A VOLUME of the Professional Life of Bishop Hobart, as promised in his 'Early Years,' is now put forth, though with unfeigned diffidence, for many and obvious reasons. The subject and its events are too well known for the interest of biography, and too recent for the freedom of history. It is a story too which can hardly, now at least, be told, without compromitting both names and questions, in a way not easy to avoid reviving old offence or giving new-and, perhaps, too, some may think, of awakening controversies in the Church which are now at rest, and had better be left in silence. Still, however, the narrative is put forth, and, as a lover of peace, the author feels himself bound to state, in few words, his justification.

It is, then, in the hope that the good resulting will not merely overbalance, but, in great measure, neutralize the evil that is dreaded-that the history of theological controversy, if rightly given, will be found to teach the lesson, not of division but of unity; of kindness, not of contest. It may be, too, that by viewing disputed questions from the higher and more peaceful ground on which we now stand, the very memory of offences may be rooted up, by showing that they originated in mistake or misconception. It may be, too, that such a narrative, instead of reviving doctrinal disputes, concerning the nature and ministry of the Church, will exhibit these questions as lying, necessarily, at the basis of a Church rising, as ours did into notice, in the midst of much ignorance and many

prejudices; thus showing that the time for such discussions is comparatively passed, and that, leaving these, its foundations, we are now called upon to devote ourselves, in a purer air, it may be said, and with less encumbered hands, to raising higher the superstructure of Christian faith and practice; and, finally, it may be that the opinions of many, both in the Church and out of it, will undergo, in the perusal of this narrative, a change in relation to Bishop Hobart's course and policy, when they come to review the questions then agitated by the light which subsequent experience has thrown upon them; and, to enable the reader to do this for himself, the language of Bishop Hobart is generally laid before him, and a comparison with well known results, occasionally, either drawn out or suggested.

But the narrative is also intended to be a domestic one. It has, therefore, been the aim of his biographer to exhibit Bishop Hobart, not only as the ruler, but as the man and the Christian; and to interweave, with the loftier features of the one the lovelier traits of the other.
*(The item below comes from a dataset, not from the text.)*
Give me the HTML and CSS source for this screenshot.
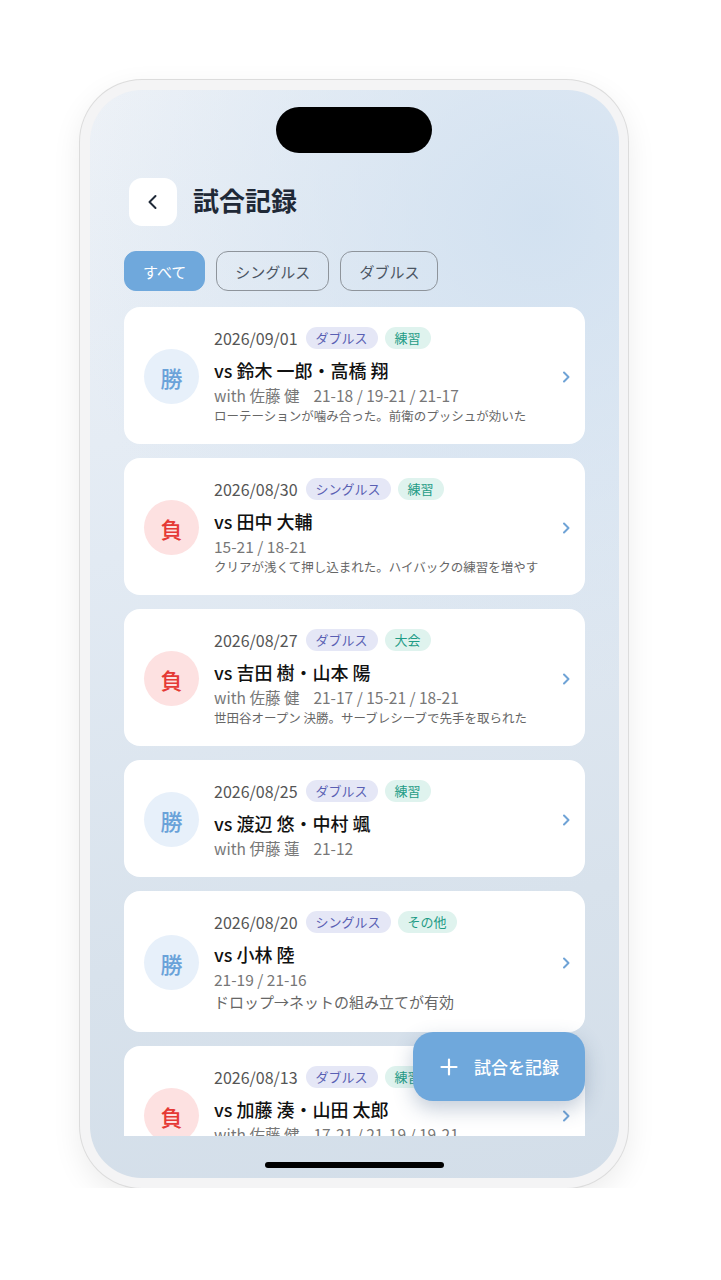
FILE: index.html
```html
<!DOCTYPE html>
<html>
    <head>
        <title>試合記録</title>
        <link rel="stylesheet" href="styles.css">
    </head>

    <body>
        <!--Phone frame-->
        <div class="PHONE">
            <div class="SCREEN">
                <div class="ISLAND"></div>

                <!--Header with back button and title-->
                <div class="HEADER">
                    <div class="BACK_BUTTON">
                        <svg width="18" height="18" viewBox="0 0 18 18"><path d="M11.5 3 L5.5 9 L11.5 15" fill="none" stroke="#1f2937" stroke-width="2" stroke-linecap="round" stroke-linejoin="round"/></svg>
                    </div>
                    <div class="TITLE">試合記録</div>
                </div>

                <!--Filter chips-->
                <div class="FILTERS">
                    <div class="CHIP CHIP_ACTIVE">すべて</div>
                    <div class="CHIP">シングルス</div>
                    <div class="CHIP">ダブルス</div>
                </div>

                <!--Match list-->
                <div class="MATCH_LIST">
                    <div class="CARD">
                        <div class="RESULT WIN">勝</div>
                        <div class="INFO">
                            <div class="META"><span class="DATE">2026/09/01</span><span class="TAG TAG_TYPE">ダブルス</span><span class="TAG TAG_KIND">練習</span></div>
                            <div class="OPPONENT">vs 鈴木 一郎・高橋 翔</div>
                            <div class="DETAIL">with 佐藤 健<span class="SCORE">21-18 / 19-21 / 21-17</span></div>
                            <div class="NOTE">ローテーションが噛み合った。前衛のプッシュが効いた</div>
                        </div>
                        <svg class="CHEVRON" width="10" height="14" viewBox="0 0 10 14"><path d="M3 2.5 L7.5 7 L3 11.5" fill="none" stroke="#6fa3d6" stroke-width="2" stroke-linecap="round" stroke-linejoin="round"/></svg>
                    </div>

                    <div class="CARD">
                        <div class="RESULT LOSE">負</div>
                        <div class="INFO">
                            <div class="META"><span class="DATE">2026/08/30</span><span class="TAG TAG_TYPE">シングルス</span><span class="TAG TAG_KIND">練習</span></div>
                            <div class="OPPONENT">vs 田中 大輔</div>
                            <div class="DETAIL">15-21 / 18-21</div>
                            <div class="NOTE">クリアが浅くて押し込まれた。ハイバックの練習を増やす</div>
                        </div>
                        <svg class="CHEVRON" width="10" height="14" viewBox="0 0 10 14"><path d="M3 2.5 L7.5 7 L3 11.5" fill="none" stroke="#6fa3d6" stroke-width="2" stroke-linecap="round" stroke-linejoin="round"/></svg>
                    </div>

                    <div class="CARD">
                        <div class="RESULT LOSE">負</div>
                        <div class="INFO">
                            <div class="META"><span class="DATE">2026/08/27</span><span class="TAG TAG_TYPE">ダブルス</span><span class="TAG TAG_KIND">大会</span></div>
                            <div class="OPPONENT">vs 吉田 樹・山本 陽</div>
                            <div class="DETAIL">with 佐藤 健<span class="SCORE">21-17 / 15-21 / 18-21</span></div>
                            <div class="NOTE">世田谷オープン 決勝。サーブレシーブで先手を取られた</div>
                        </div>
                        <svg class="CHEVRON" width="10" height="14" viewBox="0 0 10 14"><path d="M3 2.5 L7.5 7 L3 11.5" fill="none" stroke="#6fa3d6" stroke-width="2" stroke-linecap="round" stroke-linejoin="round"/></svg>
                    </div>

                    <div class="CARD">
                        <div class="RESULT WIN">勝</div>
                        <div class="INFO">
                            <div class="META"><span class="DATE">2026/08/25</span><span class="TAG TAG_TYPE">ダブルス</span><span class="TAG TAG_KIND">練習</span></div>
                            <div class="OPPONENT">vs 渡辺 悠・中村 颯</div>
                            <div class="DETAIL">with 伊藤 蓮<span class="SCORE">21-12</span></div>
                        </div>
                        <svg class="CHEVRON" width="10" height="14" viewBox="0 0 10 14"><path d="M3 2.5 L7.5 7 L3 11.5" fill="none" stroke="#6fa3d6" stroke-width="2" stroke-linecap="round" stroke-linejoin="round"/></svg>
                    </div>

                    <div class="CARD">
                        <div class="RESULT WIN">勝</div>
                        <div class="INFO">
                            <div class="META"><span class="DATE">2026/08/20</span><span class="TAG TAG_TYPE">シングルス</span><span class="TAG TAG_KIND">その他</span></div>
                            <div class="OPPONENT">vs 小林 陸</div>
                            <div class="DETAIL">21-19 / 21-16</div>
                            <div class="NOTE NOTE_LARGE">ドロップ→ネットの組み立てが有効</div>
                        </div>
                        <svg class="CHEVRON" width="10" height="14" viewBox="0 0 10 14"><path d="M3 2.5 L7.5 7 L3 11.5" fill="none" stroke="#6fa3d6" stroke-width="2" stroke-linecap="round" stroke-linejoin="round"/></svg>
                    </div>

                    <div class="CARD">
                        <div class="RESULT LOSE">負</div>
                        <div class="INFO">
                            <div class="META"><span class="DATE">2026/08/13</span><span class="TAG TAG_TYPE">ダブルス</span><span class="TAG TAG_KIND">練習</span></div>
                            <div class="OPPONENT">vs 加藤 湊・山田 太郎</div>
                            <div class="DETAIL">with 佐藤 健<span class="SCORE">17-21 / 21-19 / 19-21</span></div>
                            <div class="NOTE">スマッシュの決定率が低かった</div>
                        </div>
                        <svg class="CHEVRON" width="10" height="14" viewBox="0 0 10 14"><path d="M3 2.5 L7.5 7 L3 11.5" fill="none" stroke="#6fa3d6" stroke-width="2" stroke-linecap="round" stroke-linejoin="round"/></svg>
                    </div>
                </div>

                <!--Floating add button-->
                <div class="FAB">
                    <svg width="18" height="18" viewBox="0 0 18 18"><path d="M9 1.5 V16.5 M1.5 9 H16.5" stroke="#ffffff" stroke-width="2.2" stroke-linecap="round"/></svg>
                    <span>試合を記録</span>
                </div>

                <div class="HOME_BAR"></div>
            </div>
        </div>
    </body>
</html>
```

FILE: styles.css
```css
/*Accent blue: #6FA8DC*/
body {
    margin: 0;
    background-color: #ffffff;
    font-family: "Noto Sans CJK JP", "Noto Sans", sans-serif;
}
.PHONE {
    width: 529px;
    height: 1088px;
    margin-top: 80px;
    margin-left: 80px;
    padding: 10px 9px 10px 10px;
    border-radius: 62px;
    background-color: #f4f4f5;
    box-shadow: 0 0 0 1px #dcdcdc, 0 10px 30px rgba(0, 0, 0, 0.08);
}
.SCREEN {
    position: relative;
    overflow: hidden;
    box-sizing: border-box;
    height: 100%;
    padding: 88px 34px 42px 34px;
    border-radius: 52px;
    display: flex;
    flex-direction: column;
    background:
        radial-gradient(circle at 85% 12%, rgba(208, 224, 240, 0.9) 0%, rgba(208, 224, 240, 0) 45%),
        linear-gradient(170deg, #eef2f7 0%, #e2eaf3 40%, #d8e2ec 75%, #d3dee9 100%);
}
.ISLAND {
    position: absolute;
    top: 17px;
    left: 186px;
    width: 156px;
    height: 46px;
    border-radius: 23px;
    background-color: #000000;
}
/*Header*/
.HEADER {
    display: flex;
    align-items: center;
    gap: 16px;
    padding-left: 5px;
}
.BACK_BUTTON {
    width: 48px;
    height: 48px;
    border-radius: 13px;
    background-color: #ffffff;
    display: flex;
    align-items: center;
    justify-content: center;
}
.TITLE {
    margin-bottom: 6px;
    font-size: 26px;
    font-weight: 700;
    color: #1f2937;
}
/*Filters*/
.FILTERS {
    display: flex;
    gap: 11px;
    margin-top: 25px;
}
.CHIP {
    height: 40px;
    box-sizing: border-box;
    padding: 0 18px;
    border: 1px solid #8e949b;
    border-radius: 12px;
    font-size: 15px;
    color: #4b5563;
    display: flex;
    align-items: center;
}
.CHIP_ACTIVE {
    border-color: #6fa8dc;
    background-color: #6fa8dc;
    color: #ffffff;
}
/*Match cards*/
.MATCH_LIST {
    flex: 1;
    overflow: hidden;
    margin-top: 16px;
    display: flex;
    flex-direction: column;
    gap: 14px;
}
.CARD {
    flex-shrink: 0;
    display: flex;
    align-items: center;
    padding: 20px 14px 18px 20px;
    border-radius: 16px;
    background-color: #ffffff;
}
.RESULT {
    width: 55px;
    height: 55px;
    flex-shrink: 0;
    border-radius: 50%;
    display: flex;
    align-items: center;
    justify-content: center;
    font-size: 22px;
    font-weight: 500;
}
.WIN {
    background-color: #e7f0fa;
    color: #6aa2d9;
}
.LOSE {
    background-color: #fde1e1;
    color: #e53935;
}
.INFO {
    flex: 1;
    margin-left: 15px;
}
.META {
    display: flex;
    align-items: center;
    height: 22px;
}
.DATE {
    font-size: 16px;
    color: #555555;
    margin-right: 8px;
}
.TAG {
    height: 22px;
    padding: 0 10px;
    margin-right: 7px;
    border-radius: 11px;
    font-size: 13px;
    line-height: 22px;
}
.TAG_TYPE {
    background-color: #e5e7f6;
    color: #5a5fb3;
}
.TAG_KIND {
    background-color: #dff3ee;
    color: #1f9c86;
}
.OPPONENT {
    margin-top: 8px;
    font-size: 18px;
    line-height: 26px;
    font-weight: 500;
    color: #111111;
}
.DETAIL {
    margin-top: 1px;
    font-size: 15.5px;
    line-height: 22px;
    color: #777777;
}
.SCORE {
    margin-left: 14px;
}
.NOTE {
    font-size: 12.5px;
    line-height: 20px;
    color: #666666;
}
.NOTE_LARGE {
    font-size: 15px;
    line-height: 24px;
}
.CHEVRON {
    flex-shrink: 0;
    margin-left: 8px;
}
/*Floating button*/
.FAB {
    position: absolute;
    right: 34px;
    bottom: 77px;
    width: 172px;
    height: 69px;
    box-sizing: border-box;
    padding-left: 27px;
    border-radius: 20px;
    background-color: #6fa8dc;
    box-shadow: 0 8px 20px rgba(60, 90, 130, 0.3);
    display: flex;
    align-items: center;
    gap: 16px;
    color: #ffffff;
    font-size: 17px;
    font-weight: 500;
}
.HOME_BAR {
    position: absolute;
    bottom: 10px;
    left: 175px;
    width: 179px;
    height: 6px;
    border-radius: 3px;
    background-color: #000000;
}
```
He has, therefore, painted him as in life he knew him, full of benevolence as well as zeal, and as condescending as he was fearless; uniting the warm heart and the open hand, and the kind manners of the humble, cheerful Christian companion with the dauntless spirit and uncompromising love of truth that should distinguish him who is called to govern or to teach.
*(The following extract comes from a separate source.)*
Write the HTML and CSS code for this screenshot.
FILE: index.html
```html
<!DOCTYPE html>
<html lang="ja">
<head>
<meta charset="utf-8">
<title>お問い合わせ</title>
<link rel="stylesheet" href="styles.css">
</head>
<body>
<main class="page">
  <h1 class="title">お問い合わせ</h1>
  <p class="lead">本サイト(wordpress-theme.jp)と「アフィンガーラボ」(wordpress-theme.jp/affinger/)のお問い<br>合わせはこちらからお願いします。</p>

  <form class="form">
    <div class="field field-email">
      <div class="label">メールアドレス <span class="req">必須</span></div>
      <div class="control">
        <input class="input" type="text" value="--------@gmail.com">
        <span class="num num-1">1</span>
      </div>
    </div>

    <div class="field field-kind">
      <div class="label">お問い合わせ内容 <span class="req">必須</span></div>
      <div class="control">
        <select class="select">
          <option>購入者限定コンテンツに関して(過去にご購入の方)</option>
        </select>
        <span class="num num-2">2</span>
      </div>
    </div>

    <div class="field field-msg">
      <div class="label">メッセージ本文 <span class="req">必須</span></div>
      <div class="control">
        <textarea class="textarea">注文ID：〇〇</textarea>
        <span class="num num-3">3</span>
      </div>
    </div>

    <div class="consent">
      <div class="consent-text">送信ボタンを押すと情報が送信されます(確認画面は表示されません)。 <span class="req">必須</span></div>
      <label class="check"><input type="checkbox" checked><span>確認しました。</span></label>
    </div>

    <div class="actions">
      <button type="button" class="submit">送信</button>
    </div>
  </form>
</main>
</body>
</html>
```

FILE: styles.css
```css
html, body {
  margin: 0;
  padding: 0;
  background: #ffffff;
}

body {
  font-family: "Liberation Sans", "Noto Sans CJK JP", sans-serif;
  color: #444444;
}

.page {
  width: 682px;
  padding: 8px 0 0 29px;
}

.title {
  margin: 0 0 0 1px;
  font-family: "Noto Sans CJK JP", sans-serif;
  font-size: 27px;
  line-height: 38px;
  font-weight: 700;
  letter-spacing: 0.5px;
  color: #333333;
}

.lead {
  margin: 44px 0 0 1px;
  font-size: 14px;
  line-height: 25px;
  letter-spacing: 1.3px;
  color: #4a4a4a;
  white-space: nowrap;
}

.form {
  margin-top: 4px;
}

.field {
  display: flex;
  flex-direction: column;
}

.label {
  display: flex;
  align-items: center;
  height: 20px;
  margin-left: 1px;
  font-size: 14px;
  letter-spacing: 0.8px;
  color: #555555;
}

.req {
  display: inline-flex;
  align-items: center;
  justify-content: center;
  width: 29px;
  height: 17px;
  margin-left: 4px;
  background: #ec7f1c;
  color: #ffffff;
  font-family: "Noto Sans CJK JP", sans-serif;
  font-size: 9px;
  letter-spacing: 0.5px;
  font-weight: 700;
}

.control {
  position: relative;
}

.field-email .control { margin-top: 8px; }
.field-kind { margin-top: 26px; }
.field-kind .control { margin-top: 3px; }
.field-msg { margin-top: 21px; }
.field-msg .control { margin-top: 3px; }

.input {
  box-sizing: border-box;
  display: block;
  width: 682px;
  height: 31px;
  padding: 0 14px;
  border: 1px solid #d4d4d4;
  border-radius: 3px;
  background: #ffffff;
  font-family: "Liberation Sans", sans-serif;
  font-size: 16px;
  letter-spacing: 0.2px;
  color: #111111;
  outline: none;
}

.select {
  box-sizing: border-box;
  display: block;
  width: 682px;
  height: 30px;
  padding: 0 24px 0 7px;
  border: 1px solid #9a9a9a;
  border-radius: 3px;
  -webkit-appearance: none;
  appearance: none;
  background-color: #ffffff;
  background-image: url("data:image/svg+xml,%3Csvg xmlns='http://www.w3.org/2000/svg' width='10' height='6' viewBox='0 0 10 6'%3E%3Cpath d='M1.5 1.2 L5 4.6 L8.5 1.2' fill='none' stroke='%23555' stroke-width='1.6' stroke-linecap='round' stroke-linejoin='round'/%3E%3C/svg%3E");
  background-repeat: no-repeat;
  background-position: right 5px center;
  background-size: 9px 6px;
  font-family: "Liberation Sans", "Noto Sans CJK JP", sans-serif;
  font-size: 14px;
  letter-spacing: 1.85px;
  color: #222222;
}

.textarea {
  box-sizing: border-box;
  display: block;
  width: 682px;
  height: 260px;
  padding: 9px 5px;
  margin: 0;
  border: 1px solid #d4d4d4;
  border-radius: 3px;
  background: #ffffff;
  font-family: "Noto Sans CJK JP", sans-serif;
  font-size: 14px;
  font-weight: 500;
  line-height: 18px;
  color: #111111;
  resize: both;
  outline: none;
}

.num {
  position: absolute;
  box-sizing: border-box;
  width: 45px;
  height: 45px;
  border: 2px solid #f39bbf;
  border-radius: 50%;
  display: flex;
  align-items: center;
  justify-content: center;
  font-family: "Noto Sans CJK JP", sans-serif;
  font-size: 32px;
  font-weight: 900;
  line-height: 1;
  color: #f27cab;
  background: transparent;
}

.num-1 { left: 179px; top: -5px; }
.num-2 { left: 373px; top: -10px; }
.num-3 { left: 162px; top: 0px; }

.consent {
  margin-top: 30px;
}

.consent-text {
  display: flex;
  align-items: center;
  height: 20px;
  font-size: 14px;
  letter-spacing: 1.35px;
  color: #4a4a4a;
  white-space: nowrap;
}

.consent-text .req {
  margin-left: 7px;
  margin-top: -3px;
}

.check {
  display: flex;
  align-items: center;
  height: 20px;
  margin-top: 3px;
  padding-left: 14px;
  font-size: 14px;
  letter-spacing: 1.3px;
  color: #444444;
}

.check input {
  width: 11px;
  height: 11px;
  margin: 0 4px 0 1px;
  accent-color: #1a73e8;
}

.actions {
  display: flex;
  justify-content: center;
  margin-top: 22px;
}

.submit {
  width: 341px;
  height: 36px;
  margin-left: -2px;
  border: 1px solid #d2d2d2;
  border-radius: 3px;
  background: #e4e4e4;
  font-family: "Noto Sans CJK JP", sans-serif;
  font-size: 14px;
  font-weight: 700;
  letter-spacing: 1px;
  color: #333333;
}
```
With a view to unite these two pictures, the one personal, the other official, it has been the author's aim to make the former serve as it were, as a frame-work to the latter; or, rather, as the canvass and ground on which his policy and sentiments were to be wrought and woven, in order that incident might give interest to doctrine, and

doctrine give importance to incident, and the whole become, to the rising generation of the clergy of our Church, a pleasing and instructive manual of the ministerial character.
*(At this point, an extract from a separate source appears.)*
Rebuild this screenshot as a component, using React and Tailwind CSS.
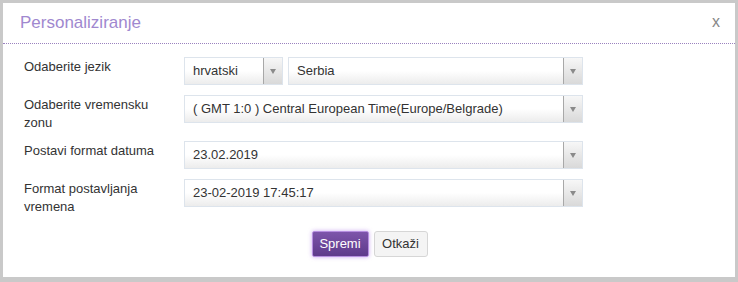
const FONT = { fontFamily: '"Liberation Sans", Arial, sans-serif' };

function Select({ value, className = "" }) {
  return (
    <div
      className={`flex h-[28px] border border-[#dde4ec] bg-linear-to-b from-white via-white to-[#ececec] ${className}`}
    >
      <div className="flex flex-1 items-center pl-[8px] text-[13px] text-[#333] whitespace-nowrap overflow-hidden">
        {value}
      </div>
      <div className="flex w-[19px] items-center justify-center border-l border-[#a8a8a8] bg-linear-to-b from-[#f7f7f7] to-[#d9d9d9]">
        <span className="block h-0 w-0 border-x-[3px] border-t-[5px] border-x-transparent border-t-[#8a8a8a]" />
      </div>
    </div>
  );
}

function Row({ label, children }) {
  return (
    <div className="flex items-start">
      <div className="w-[160px] pt-[1px] pr-[20px] text-[13px] leading-[18px] text-[#333]">
        {label}
      </div>
      <div className="flex w-[399px] gap-[5px]">{children}</div>
    </div>
  );
}

export default function App() {
  return (
    <div className="h-[282px] w-[738px] bg-[#c9c9c9] pl-[3px] pt-[3px]" style={FONT}>
      <div className="flex h-[274px] w-[732px] flex-col bg-white">
        {/* Header */}
        <div className="flex h-[41px] items-center justify-between border-b border-dotted border-[#9a82bf] pl-[17px] pr-[15px]">
          <h1 className="text-[17px] leading-6 text-[#a088cf]">Personaliziranje</h1>
          <span className="pb-[2px] text-[16px] leading-none text-[#888]">x</span>
        </div>

        {/* Body */}
        <div className="flex flex-col gap-[10px] pl-[21px] pt-[13px]">
          <Row label="Odaberite jezik">
            <Select value="hrvatski" className="w-[99px]" />
            <Select value="Serbia" className="flex-1" />
          </Row>
          <Row label="Odaberite vremensku zonu">
            <Select value="( GMT 1:0 ) Central European Time(Europe/Belgrade)" className="flex-1" />
          </Row>
          <div className="-mt-[1px]">
            <Row label="Postavi format datuma">
              <Select value="23.02.2019" className="flex-1" />
            </Row>
          </div>
          <Row label="Format postavljanja vremena">
            <Select value="23-02-2019 17:45:17" className="flex-1" />
          </Row>
        </div>

        {/* Footer */}
        <div className="mt-[15px] flex justify-center gap-[5px] pl-[1px]">
          <button className="h-[26px] w-[57px] rounded-[2px] border border-[#b68fe0] bg-linear-to-b from-[#7d55aa] to-[#5e3a8b] text-[13px] text-white shadow-[0_0_4px_rgba(160,100,230,0.55)]">
            Spremi
          </button>
          <button className="h-[26px] w-[54px] rounded-[3px] border border-[#d6d6d6] bg-[#f4f4f4] text-[13px] text-[#333]">
            Otkaži
          </button>
        </div>
      </div>
    </div>
  );
}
This, however, the author is prompt to acknowledge, was but the IDEA that occasionally flitted before his mind of what might be effected, with the materials he held, by talents and knowledge suited to the task, and the command of competent leisure. For himself, he was well aware, not only that the ability to realize it, under any circumstances, lay beyond him, but, also that he was further disqualified for such an undertaking, by being enabled to devote to it only such hasty snatches of leisure as were afforded by a busy as well as an academic life. But still, with all its imperfections, he puts it forth, confident that he aims at good-trusting, under a higher guidance, in some degree to attain it-and deeply anxious to pay, in such manner as he may, to the Church of which he is a minister, or, rather, (with reverence be it spoken,) to its great spiritual Head, some small portion of that debt of consecrated powers which academic duties have hitherto, perhaps, too much withdrawn from their rightful destination.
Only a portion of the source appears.